Executive recommendations for CIOs, CFOs, and retail operations leaders
Treat duplicate entry as an operating model defect, not a user training issue. If teams rely on spreadsheets and email to keep the business moving, the workflow design is incomplete. Focus investment on transaction origination, integration architecture, and exception handling before adding more reporting layers.
Prioritize workflows that affect both customer service and financial control. Inventory accuracy, replenishment, returns, and supplier invoice matching typically deliver the strongest combined impact on labor efficiency, stock availability, close speed, and margin visibility.
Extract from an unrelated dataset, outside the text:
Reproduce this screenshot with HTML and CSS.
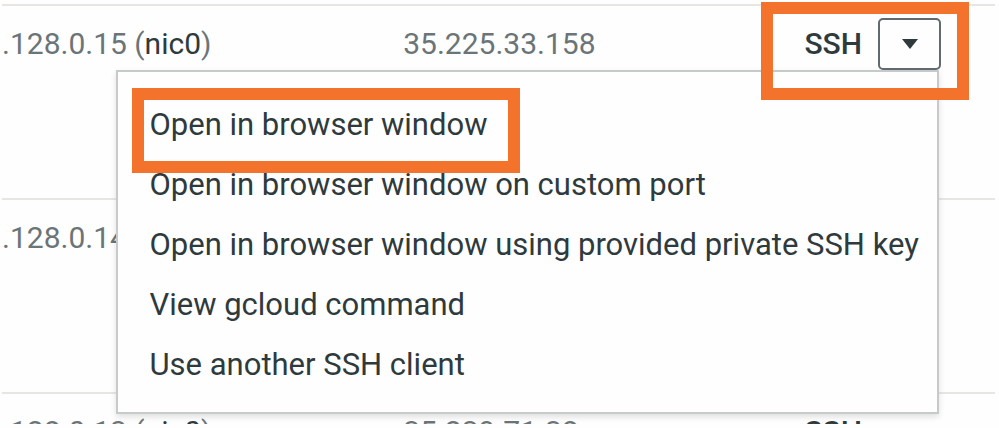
FILE: index.html
```html
<!DOCTYPE html>
<html lang="en">
<head>
<meta charset="utf-8">
<title>VM instances</title>
<link rel="stylesheet" href="styles.css">
</head>
<body>
<main class="viewport">
  <table class="instances">
    <colgroup>
      <col class="col-internal">
      <col class="col-external">
      <col class="col-connect">
    </colgroup>
    <tbody>
      <tr>
        <td>.128.0.15 (<a class="nic" href="#nic0">nic0</a>)</td>
        <td class="external">35.225.33.158</td>
        <td>
          <div class="connect">
            <button class="ssh" type="button">SSH</button>
            <button class="toggle" type="button" aria-label="SSH options" aria-expanded="true">
              <svg class="caret" viewBox="0 0 16 10" aria-hidden="true"><path d="M0 0H16L8 10Z"/></svg>
            </button>
            <div class="menu" role="menu">
              <button class="item marked" type="button" role="menuitem">Open in browser window</button>
              <button class="item" type="button" role="menuitem">Open in browser window on custom port</button>
              <button class="item" type="button" role="menuitem">Open in browser window using provided private SSH key</button>
              <button class="item" type="button" role="menuitem">View gcloud command</button>
              <button class="item" type="button" role="menuitem">Use another SSH client</button>
            </div>
            <span class="callout"></span>
          </div>
        </td>
      </tr>
      <tr>
        <td>.128.0.14</td>
        <td></td>
        <td></td>
      </tr>
      <tr>
        <td>.128.0.13 (<a class="nic" href="#nic0">nic0</a>)</td>
        <td class="external">35.239.71.38</td>
        <td>
          <div class="connect">
            <button class="ssh" type="button">SSH</button>
            <span class="toggle-space"></span>
          </div>
        </td>
      </tr>
    </tbody>
  </table>
</main>
</body>
</html>
```
FILE: styles.css
```css
* {
  box-sizing: border-box;
}

body {
  margin: 0;
  background: #fefefe;
  color: #2f3a3d;
  font-family: Roboto, "Liberation Sans", sans-serif;
  font-size: 30px;
  line-height: 52px;
}

.viewport {
  height: calc(100vh - 4px);
  padding: 4px 4px 0 2px;
  overflow: hidden;
}

.instances {
  width: 100%;
  table-layout: fixed;
  border-collapse: collapse;
}

.col-internal,
.col-external {
  width: 40%;
}

.instances tr {
  height: 194px;
  border-top: 2px solid #e8e5e3;
}

.instances td {
  padding: 12px 0 0;
  vertical-align: top;
  white-space: nowrap;
  color: #6b7578;
}

.instances .external {
  padding-left: 4px;
}

.nic {
  color: #2f3a3d;
  text-decoration: none;
}

button {
  margin: 0;
  padding: 0;
  border: 0;
  background: none;
  color: #2f3a3d;
  font: inherit;
  text-align: left;
}

.connect {
  position: relative;
  display: flex;
  justify-content: flex-end;
  gap: 16px;
  width: max-content;
  margin: 0 54px 0 auto;
}

.ssh {
  font-weight: 500;
}

.toggle,
.toggle-space {
  width: 63px;
  height: 52px;
}

.toggle {
  position: relative;
  z-index: 2;
  display: flex;
  align-items: center;
  justify-content: center;
  border: 2px solid #5f6b6e;
  border-radius: 5px;
  background: #fefefe;
}

.caret {
  width: 16px;
  height: 10px;
  fill: #2f3a3d;
}

.menu {
  position: absolute;
  z-index: 1;
  top: 100%;
  right: 2px;
  display: flex;
  flex-direction: column;
  padding: 23px 18px 17px 31px;
  border: 2px solid #c6caca;
  background: #fefefe;
  box-shadow: 0 3px 6px rgba(0, 0, 0, 0.12);
  font-size: 31px;
}

.item {
  position: relative;
  line-height: 60px;
}

.marked {
  align-self: flex-start;
}

.marked::after,
.callout {
  position: absolute;
  z-index: 3;
  border: 12px solid #f3722c;
  content: "";
  pointer-events: none;
}

.marked::after {
  inset: -7px -33px -18px -17px;
}

.callout {
  inset: -16px -28px -30px -43px;
}
```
Build the business case using reduced manual effort, fewer adjustments, lower stockouts, and faster decision cycles.
Most importantly, align ERP workflow design with retail growth strategy. A retailer planning marketplace expansion, store rollout, or omnichannel fulfillment cannot scale on manual reconciliation. Cloud ERP, automation, and AI become strategic assets only when the underlying workflows are designed for single-entry execution, real-time visibility, and governed enterprise reporting.